It’s hard to have a pulse and at the same time not know who the Beatles are on at least a basic level. A rock band that became one of the most memorable of their generation and achieved a level of iconic status, the Beatles have now finally been immortalized in the video game medium with The Beatles: Rock Band. The game is an amazing display of a band-themed game done correctly, but even still it has a few flaws that gum up the proceedings. Still, fans of the fab four as well as those who can barely hum along to a few Beatles songs will find something to enjoy.

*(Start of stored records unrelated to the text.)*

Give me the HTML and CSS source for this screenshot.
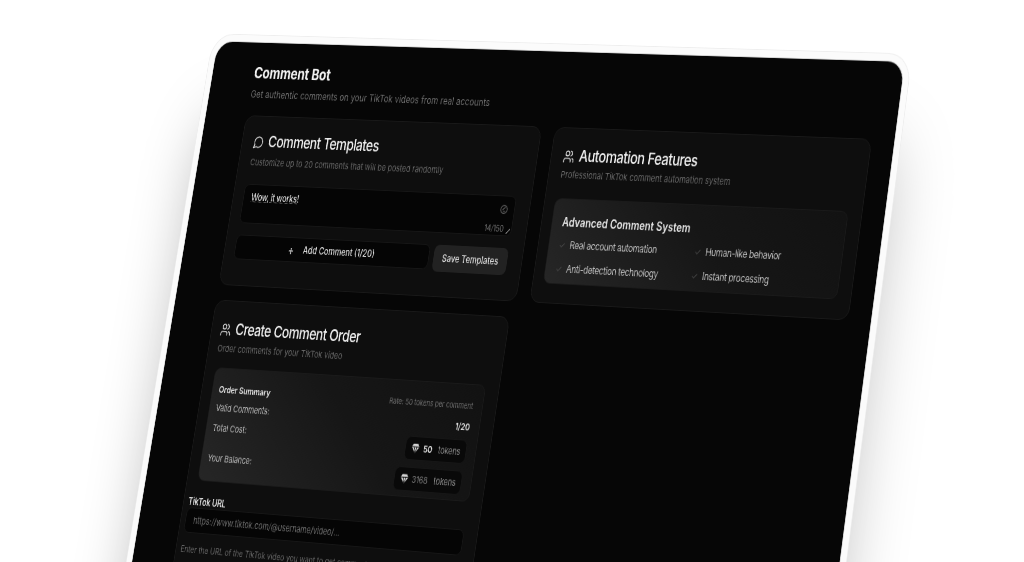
FILE: index.html
```html
<!DOCTYPE html>
<html lang="en">
<head>
<meta charset="utf-8">
<title>Comment Bot</title>
<link rel="stylesheet" href="styles.css">
</head>
<body>
<div class="device">
	<div class="page-head">
		<h1>Comment Bot</h1>
		<p>Get authentic comments on your TikTok videos from real accounts</p>
	</div>
	<div class="card-grid">
		<section class="card">
			<div class="card-head">
				<h2>
					<svg class="title-icon" viewBox="0 0 24 24"><path d="M7.9 20A9 9 0 1 0 4 16.1L2 22Z"/></svg>
					Comment Templates
				</h2>
				<p>Customize up to 20 comments that will be posted randomly</p>
			</div>
			<div class="card-body">
				<div class="comment-box">
					<span class="comment-text">Wow, it works!</span>
					<svg class="box-icon" viewBox="0 0 24 24"><circle cx="12" cy="12" r="9"/><path d="M8 13l8-6M9 16h7"/></svg>
					<span class="char-count">14/150</span>
					<span class="grip"></span>
				</div>
				<div class="btn-row">
					<div class="btn-add"><span class="plus">+</span> Add Comment (1/20)</div>
					<div class="btn-save">Save Templates</div>
				</div>
			</div>
		</section>

		<section class="card">
			<div class="card-head auto-head">
				<h2>
					<svg class="title-icon" viewBox="0 0 24 24"><path d="M16 21v-2a4 4 0 0 0-4-4H6a4 4 0 0 0-4 4v2"/><circle cx="9" cy="7" r="4"/><path d="M22 21v-2a4 4 0 0 0-3-3.87M16 3.13a4 4 0 0 1 0 7.75"/></svg>
					Automation Features
				</h2>
				<p>Professional TikTok comment automation system</p>
			</div>
			<div class="card-body auto-body">
				<div class="panel feature-panel">
					<h3>Advanced Comment System</h3>
					<ul class="feature-list">
						<li><span class="check">✓</span>Real account automation</li>
						<li><span class="check">✓</span>Human-like behavior</li>
						<li><span class="check">✓</span>Anti-detection technology</li>
						<li><span class="check">✓</span>Instant processing</li>
					</ul>
				</div>
			</div>
		</section>

		<section class="card order-card">
			<div class="card-head order-head">
				<h2>
					<svg class="title-icon" viewBox="0 0 24 24"><path d="M16 21v-2a4 4 0 0 0-4-4H6a4 4 0 0 0-4 4v2"/><circle cx="9" cy="7" r="4"/><path d="M22 21v-2a4 4 0 0 0-3-3.87M16 3.13a4 4 0 0 1 0 7.75"/></svg>
					Create Comment Order
				</h2>
				<p>Order comments for your TikTok video</p>
			</div>
			<div class="card-body order-body">
				<div class="panel order-panel">
					<div class="order-row">
						<strong>Order Summary</strong>
						<span class="rate">Rate: 50 tokens per comment</span>
					</div>
					<div class="order-row">
						<span>Valid Comments:</span>
						<strong>1/20</strong>
					</div>
					<div class="order-row">
						<span>Total Cost:</span>
						<span class="token-pill">
							<svg class="gem" viewBox="0 0 24 24"><path d="M6 3h12l4 6-10 13L2 9Z"/><path class="gem-cut" d="M2 9h20M8.500 9 12 22l3.500-13"/></svg>
							<strong>50</strong><em>tokens</em>
						</span>
					</div>
					<div class="order-row balance-row">
						<span>Your Balance:</span>
						<span class="token-pill">
							<svg class="gem" viewBox="0 0 24 24"><path d="M6 3h12l4 6-10 13L2 9Z"/><path class="gem-cut" d="M2 9h20M8.500 9 12 22l3.500-13"/></svg>
							<i>3168</i><em>tokens</em>
						</span>
					</div>
				</div>
				<label class="field-label">TikTok URL</label>
				<div class="text-input">https://www.tiktok.com/@username/video/...</div>
				<p class="field-help">Enter the URL of the TikTok video you want to get comments on</p>
			</div>
		</section>
	</div>
</div>
</body>
</html>
```

FILE: styles.css
```css
* {
	margin: 0;
	padding: 0;
	box-sizing: border-box;
}
html, body {
	width: 1024px;
	height: 562px;
	overflow: hidden;
	background: #fff;
}
body {
	font-family: Inter, "Liberation Sans", sans-serif;
	color: #ddd;
}
ul, li {
	list-style: none;
}
/* device, tilted with a homography measured off the corners */
.device {
	width: 1058px;
	height: 680px;
	padding: 24px 0 0 66px;
	overflow: hidden;
	background: #060606;
	border-radius: 24px;
	box-shadow: 0 0 0 1px #d0d0d0, 0 0 0 9px #fbfbfb, 0 0 0 10px #eeeeee, 0 100px 90px rgba(0, 0, 0, .26);
	transform-origin: 0 0;
	transform: matrix3d(.58851, .015196, 0, -.00006683, -.1405, .79713, 0, -.00004033, 0, 0, 1, 0, 218, 41.5, 0, 1);
	filter: blur(.6px);
}
.page-head {
	padding-left: 2px;
}
.page-head h1 {
	font-size: 19px;
	line-height: 28px;
	font-weight: 700;
	letter-spacing: -.2px;
	color: #f2f2f2;
}
.page-head p {
	margin-top: 4px;
	font-size: 12px;
	line-height: 16px;
	letter-spacing: .1px;
	color: #6f6f6f;
}
.card-grid {
	display: grid;
	grid-template-columns: 470px 470px;
	gap: 18px 20px;
	align-items: stretch;
	margin-top: 18px;
}
.card {
	background: #0e0e0e;
	border: 1px solid #191919;
	border-radius: 14px;
}
.order-card {
	margin-right: 6px;
}
.card-head {
	padding: 17px 18px 0;
}
.auto-head {
	padding: 19px 15px 0 18px;
}
.order-head {
	padding: 20px 14px 0;
}
.card-head h2 {
	display: flex;
	align-items: center;
	gap: 7px;
	font-size: 19px;
	line-height: 28px;
	font-weight: 500;
	letter-spacing: -.55px;
	color: #f0f0f0;
}
.card-head p {
	margin-top: 3px;
	font-size: 11px;
	line-height: 16px;
	color: #666;
}
.auto-head p {
	margin-top: 0;
}
.order-head p {
	margin-top: 1px;
}
.title-icon {
	width: 17px;
	height: 17px;
	fill: none;
	stroke: #d8d8d8;
	stroke-width: 2;
	stroke-linecap: round;
	stroke-linejoin: round;
}
.card-body {
	padding: 19px 22px 22px 16px;
}
.auto-body {
	padding: 20px 19px 22px 15px;
}
.order-body {
	padding: 15px 20px 22px 7px;
}
.comment-box {
	position: relative;
	height: 48px;
	padding: 6px 12px;
	background: #050505;
	border: 1px solid #161616;
	border-radius: 8px;
	font-size: 11.5px;
	line-height: 18px;
	font-weight: 500;
	letter-spacing: -.2px;
	color: #ddd;
}
.comment-text {
	text-decoration: underline dotted #777;
}
.box-icon {
	position: absolute;
	top: 9px;
	right: 9px;
	width: 13px;
	height: 13px;
	fill: none;
	stroke: #666;
	stroke-width: 2;
}
.char-count {
	position: absolute;
	right: 12px;
	bottom: 1px;
	font-size: 10px;
	line-height: 14px;
	font-weight: 400;
	letter-spacing: -.2px;
	color: #777;
}
.grip {
	position: absolute;
	right: 2px;
	bottom: 2px;
	width: 6px;
	height: 6px;
	background: linear-gradient(135deg, transparent 50%, #777 50%, #777 62%, transparent 62%);
}
.btn-row {
	display: flex;
	gap: 7px;
	margin-top: 14px;
}
.btn-add {
	flex: 1;
	display: flex;
	align-items: center;
	justify-content: center;
	gap: 14px;
	height: 30px;
	background: #050505;
	border: 1px solid #161616;
	border-radius: 8px;
	font-size: 11.5px;
	font-weight: 500;
	color: #ddd;
}
.plus {
	font-size: 15px;
	font-weight: 400;
}
.btn-save {
	display: flex;
	align-items: center;
	justify-content: center;
	width: 114px;
	height: 32px;
	background: #222;
	border-radius: 8px;
	font-size: 11.5px;
	font-weight: 500;
	color: #ddd;
}
.panel {
	background: linear-gradient(45deg, #262626 0%, #161616 55%, #121212 100%);
	border: 1px solid #1a1a1a;
	border-radius: 10px;
}
.feature-panel {
	height: 101px;
	padding: 17px 16px 8px 15px;
}
.feature-panel h3 {
	font-size: 14px;
	line-height: 20px;
	font-weight: 600;
	color: #e4e4e4;
}
.feature-list {
	display: grid;
	grid-template-columns: 203px 1fr;
	gap: 8px 0;
	margin-top: 7px;
}
.feature-list li {
	font-size: 12px;
	line-height: 20px;
	letter-spacing: -.4px;
	color: #bdbdbd;
}
.check {
	margin-right: 7px;
	font-size: 11px;
	color: #4a4a4a;
}
.order-panel {
	height: 136px;
	margin-left: 9px;
	padding: 16px 14px 0 10px;
}
.order-row {
	display: flex;
	align-items: flex-start;
	justify-content: space-between;
	margin-top: 6px;
	font-size: 11px;
	line-height: 18px;
	letter-spacing: -.1px;
	color: #b5b5b5;
}
.order-row:first-child {
	margin-top: 0;
}
.order-row span:first-child {
	margin-top: -2px;
}
.balance-row {
	margin-top: 8px;
}
.order-row strong {
	font-weight: 600;
	color: #e0e0e0;
}
.order-row .rate {
	margin-top: 0;
	font-size: 9.5px;
	color: #6b6b6b;
}
.token-pill {
	display: flex;
	align-items: center;
	gap: 5px;
	height: 28px;
	padding: 0 8px;
	background: #090909;
	border: 1px solid #161616;
	border-radius: 8px;
}
.token-pill em {
	font-style: normal;
	margin-left: 4px;
	color: #8a8a8a;
}
.token-pill i {
	font-style: normal;
	color: #777;
}
.gem {
	width: 14px;
	height: 14px;
	fill: #d4d4d4;
}
.gem-cut {
	fill: none;
	stroke: #090909;
	stroke-width: 1.5;
}
.field-label {
	display: block;
	margin-top: 18px;
	font-size: 11.5px;
	line-height: 14px;
	font-weight: 600;
	letter-spacing: -.2px;
	color: #ddd;
}
.text-input {
	height: 30px;
	padding: 0 12px;
	background: #050505;
	border: 1px solid #161616;
	border-radius: 8px;
	font-size: 11px;
	line-height: 28px;
	color: #6c6c6c;
}
.field-help {
	margin-top: 12px;
	font-size: 10.5px;
	line-height: 16px;
	color: #666;
}
```
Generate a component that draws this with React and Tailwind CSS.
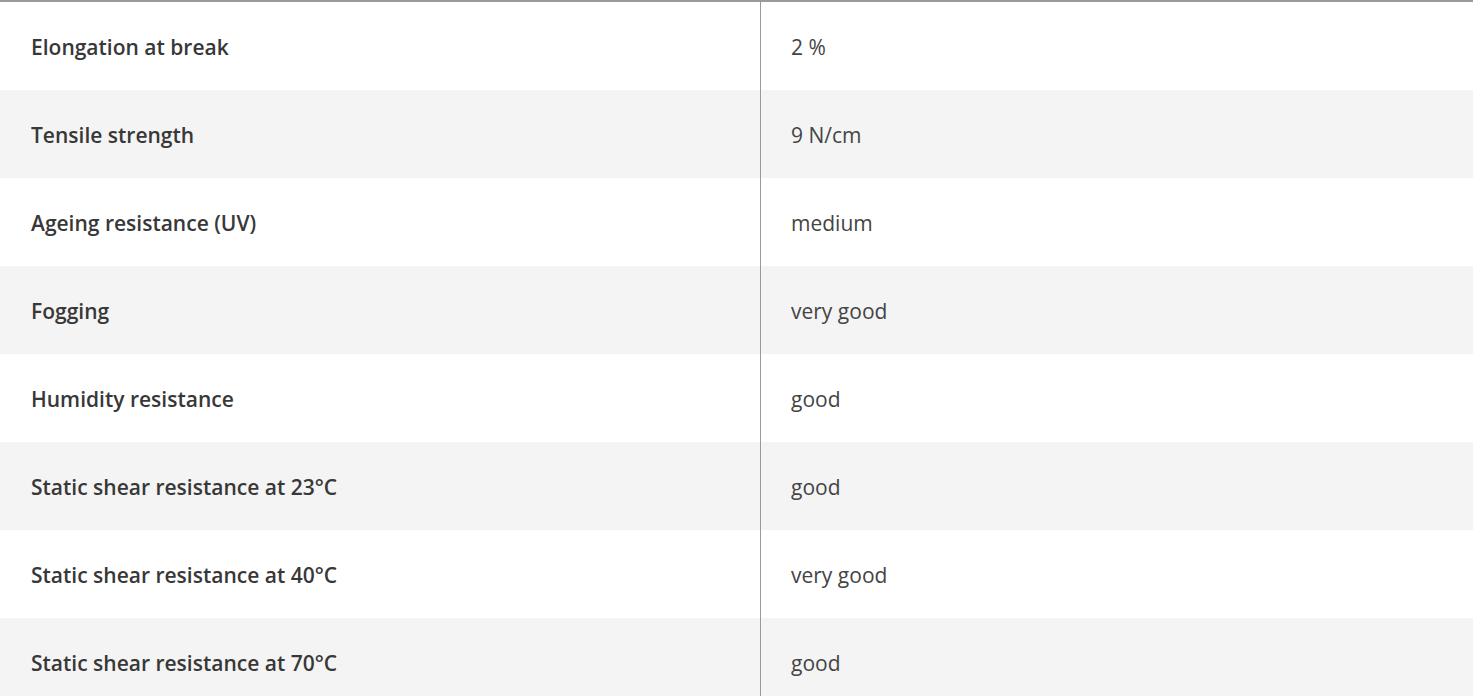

Calling the game a simple reskin of Rock Band 2 is both accurate as well as doing a disservice to the game. On one hand it is still the same game underneath it all, right down to the traditional if not Beatles-authentic setup of having one guitarist, one bassist, and a drummer. However, the game is absolutely permeated with the Beatles’ theme, from the styling of the menus and game UI right down to snippets of studio chatter and TV hosts talking up the Beatles upcoming performance right before you take the stage. If you are a Beatles fan the styling and photographs will be a treat, as will be the song selection which covers a wide swath of their hits from many different time periods of their career.
If you are not a Beatles fan, the game shows them with some of their most popular songs which themselves are quite enjoyable assuming you are a fan of ‘60s era rock. There is still a lot of fun to be had playing through the career mode and essentially taking an interactive tour of what their music is, but the style and collectibles that you gather by racking up the star count will likely be unimportant. You don’t have to be a fan of the band to enjoy the game, but the game is most certainly geared towards those that are.
However, the game does have some noteworthy flaws, both cosmetic and functional. Hitting star power makes your highway light up with a fancy yellow pattern that looks very stylish, but also has the side effect of making it difficult to pick out yellow notes or bass hits on the drums. On newer, high definition TVs this proved to not be a problem, but on standard definition sets it makes the use of star power more of a detriment than a benefit unless you know the song. Another issue is that The Beatles: Rock Bandand the overall Rock Band 1 & 2 platforms are not compatible, meaning that you cannot import the songs into each other. Given that the only songs on The Beatles: Rock Band are from the Beatles it makes for a monotonous gameplay experience.
One thing that the game does clearly innovate on is the inclusion of vocal harmonies and up to three players can grab a microphone and sing along. The three vocal tracks show up as different colors on the vocal chart as well as make use of differing vocal symbols, so there is little to no difficulty in picking out which parts to sing. The difficulty comes in figuring out which pitch your particular vocal track is supposed to be sung in, and doing so has an enjoyable if not considerable learning curve. Thankfully the game grades each player across each part, so if you find yourself accidentally singing the main vocals rather than your harmony you don’t get docked for it in terms of band performance; but rather you won’t achieve as many points by the end of the song than a trio of vocalists who consistently sing their individual parts.
The Beatles: Rock Band is very much so geared towards fans of the band. Some aspects might not mean much to you if you don’t know the band very well, but you will still have fun playing through the songs themselves. Though the flaws of a purely Beatles track list and star power obscuring notes drag things down a bit, the game is really an example of a band-themed game done right. It puts the band up on display while at the same time delivering an experience styled accurately around the band without sacrificing any gameplay in doing so.